Ayaan is not being 'deported', she's going to the US to work in a comfortable new job with a right wing think tank. Discussions are held whether the Dutch government will pay for her security, which it probably will. I'm sorry, but i think you should stick to your own humanitarian drama's, like, i don't know, abu graib, Iraq, Afghanistan, guantanamo bay, to name a few.
Posted by: Koen | Wednesday, May 24, 2006 at 06:26 AM
Oh please, you have no idea what you're talking about. The Dutch are going to throw ayaan to the 'islamic wolves?' Oh sure, the Dutch government are gonna wrap her up, put her in a gift box and send her to osama bin laden! It's crazy talk.
Quote: "She has the Dutch nationality. She lied in order to get it, but she is, since 1997 officially Dutch. She is not just 'allowed' to stay here. She is Dutch. In other words: if the government does what some people want, the government will take someone's nationality from that person. They will take her passport.
European conservatives are not very fond of giving the government the power to take someone's nationality from them."
This is absolutely false, because she LIED she never got her nationality on legal grounds! Therefore, she never was Dutch.
Now, the other 'comments': Sure... Now we have one of the most important former leaders from the VVD (Ayaan's party) saying that Ayaan should resign. It is getting more and more crazy.
My take on it was that she would probably not be send back to Somalia (or Kenya?) - she is, among other reasons, too famous. However; the threat I concidered to be most likely is that they would force her to resign. It seems that this is indeed the course Dutch politicians are taking.

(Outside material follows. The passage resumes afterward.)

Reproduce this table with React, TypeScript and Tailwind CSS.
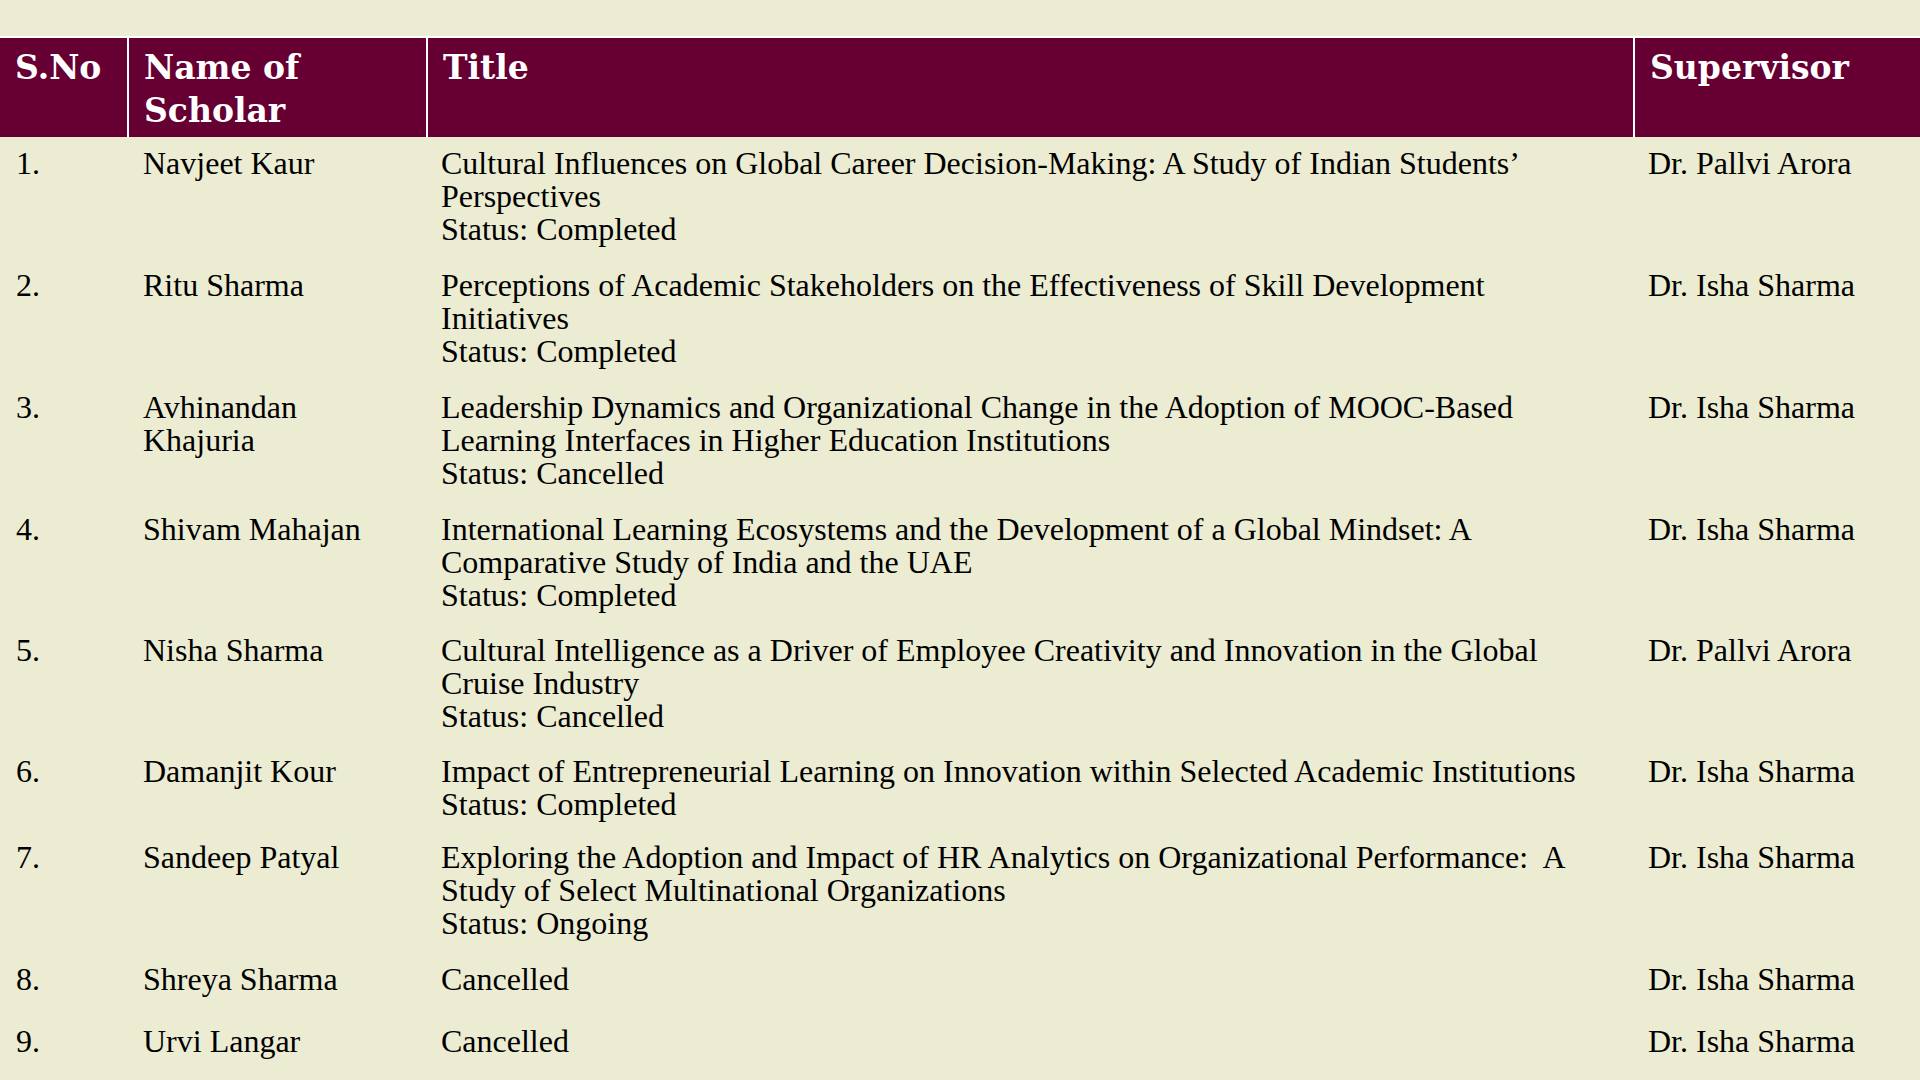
const rows = [
  {
    no: "1.",
    name: ["Navjeet Kaur"],
    title: [
      "Cultural Influences on Global Career Decision-Making: A Study of Indian Students’",
      "Perspectives",
      "Status: Completed",
    ],
    sup: "Dr. Pallvi Arora",
    h: "h-[122px]",
  },
  {
    no: "2.",
    name: ["Ritu Sharma"],
    title: [
      "Perceptions of Academic Stakeholders on the Effectiveness of Skill Development",
      "Initiatives",
      "Status: Completed",
    ],
    sup: "Dr. Isha Sharma",
    h: "h-[122px]",
  },
  {
    no: "3.",
    name: ["Avhinandan", "Khajuria"],
    title: [
      "Leadership Dynamics and Organizational Change in the Adoption of MOOC-Based",
      "Learning Interfaces in Higher Education Institutions",
      "Status: Cancelled",
    ],
    sup: "Dr. Isha Sharma",
    h: "h-[122px]",
  },
  {
    no: "4.",
    name: ["Shivam Mahajan"],
    title: [
      "International Learning Ecosystems and the Development of a Global Mindset: A",
      "Comparative Study of India and the UAE",
      "Status: Completed",
    ],
    sup: "Dr. Isha Sharma",
    h: "h-[121px]",
  },
  {
    no: "5.",
    name: ["Nisha Sharma"],
    title: [
      "Cultural Intelligence as a Driver of Employee Creativity and Innovation in the Global",
      "Cruise Industry",
      "Status: Cancelled",
    ],
    sup: "Dr. Pallvi Arora",
    h: "h-[121px]",
  },
  {
    no: "6.",
    name: ["Damanjit Kour"],
    title: [
      "Impact of Entrepreneurial Learning on Innovation within Selected Academic Institutions",
      "Status: Completed",
    ],
    sup: "Dr. Isha Sharma",
    h: "h-[86px]",
  },
  {
    no: "7.",
    name: ["Sandeep Patyal"],
    title: [
      "Exploring the Adoption and Impact of HR Analytics on Organizational Performance:  A",
      "Study of Select Multinational Organizations",
      "Status: Ongoing",
    ],
    sup: "Dr. Isha Sharma",
    h: "h-[122px]",
  },
  {
    no: "8.",
    name: ["Shreya Sharma"],
    title: ["Cancelled"],
    sup: "Dr. Isha Sharma",
    h: "h-[62px]",
  },
  {
    no: "9.",
    name: ["Urvi Langar"],
    title: ["Cancelled"],
    sup: "Dr. Isha Sharma",
    h: "h-[65px]",
  },
];

const cols = "grid grid-cols-[127px_299px_1207px_287px]";

export default function App() {
  return (
    <div className="w-[1920px] h-[1080px] overflow-hidden bg-[#ececd3] pt-[36px] font-['Liberation_Serif',serif] text-black">

      <div className={`${cols} h-[101px] bg-[#660033] border-t-2 border-white text-white font-['DejaVu_Serif',serif] font-bold text-[33px] leading-[43px]`}>
        <div className="pl-[15px] pt-[8px]">S.No</div>
        <div className="pl-[15px] pr-[10px] pt-[8px] border-l-2 border-white">Name of Scholar</div>
        <div className="pl-[15px] pt-[8px] border-l-2 border-white">Title</div>
        <div className="pl-[15px] pt-[8px] border-l-2 border-white">Supervisor</div>
      </div>

      {rows.map((r) => (
        <div key={r.no} className={`${cols} ${r.h} text-[32px] leading-[33px]`}>
          <div className="pl-[16px] pt-[10px]">{r.no}</div>
          <div className="pl-[16px] pt-[10px]">
            {r.name.map((n) => (
              <div key={n}>{n}</div>
            ))}
          </div>
          <div className="pl-[15px] pt-[10px] whitespace-pre">
            {r.title.map((t) => (
              <div key={t}>{t}</div>
            ))}
          </div>
          <div className="pl-[15px] pt-[10px] whitespace-nowrap">{r.sup}</div>
        </div>
      ))}

    </div>
  );
}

Well, she wasn't in the Dutch parliament for a year or so, for security reasons. After the murder of Van Gogh she never entered the parliament, or conducted her work. It's not like this is a 'new' development. Remember that the liberal party only has 20% of the votes of the people, it's not like the entire population supports this party, on the contrary. They are also likely to loose a significant amount of seats in parliament in the upcoming election.
As for the 'reaction' of kim hartveld is concerned: THERE IS NO EUROPE! It's a collection of COUNTRIES, SOVEREIGN NATIONS! it would be exactly the same if i were to say 'oh, i think mexico should take over the US, the US produces so much pollution!
What i'm completely missing in your 'outrage' is that the Dutch parliament has had a debate on this, and that Verdonk has been forced to stand back. She will probably be given the Dutch nationality, and the labour party made sure that those in similar circumstances will be treated the same as Ayaan.
SHE IS NOT GOING TO BE DEPORTED TO KENYA! SHE ISN'T FROM KENYA, SHE HAS NOTHING TO DO WITH KENYA, I DON"t UNDERSTAND WHY KENYA COMES UP IN THE FIRST PLACE! SHE HAS ACCEPTED A HIGH PAYING JOB IN WASHINGTON BEFORE ALL THIS COMMOTION CAME UP
Posted by: Koen | Wednesday, May 24, 2006 at 06:14 AM
What was the reason for Verdonk's unseemly haste. Ali had announced the day before she was leaving Parliament and Holland. In fact that had been annouced quietly as much as two weeks earlier. So Verdonk knew. Why couldn't she have extended professional courtesy to a colleague and allowed Ali to tie up lose ends and leave. Why the sudden revocation within 24 hours of her citizenship? Smacks of a little pique there. Maybe some professional jealousy and settling of old scores? Because by not just merely revoking her citizenship BUT BY SPECIFY SHE BE DEPORTED TO KENYA, VERDONK PRACTICALLY GUARANTEES HER DEATH AND VERDONK KNOWS THAT. This was essentially an attempt at judicial murder by proxy. Nothing less!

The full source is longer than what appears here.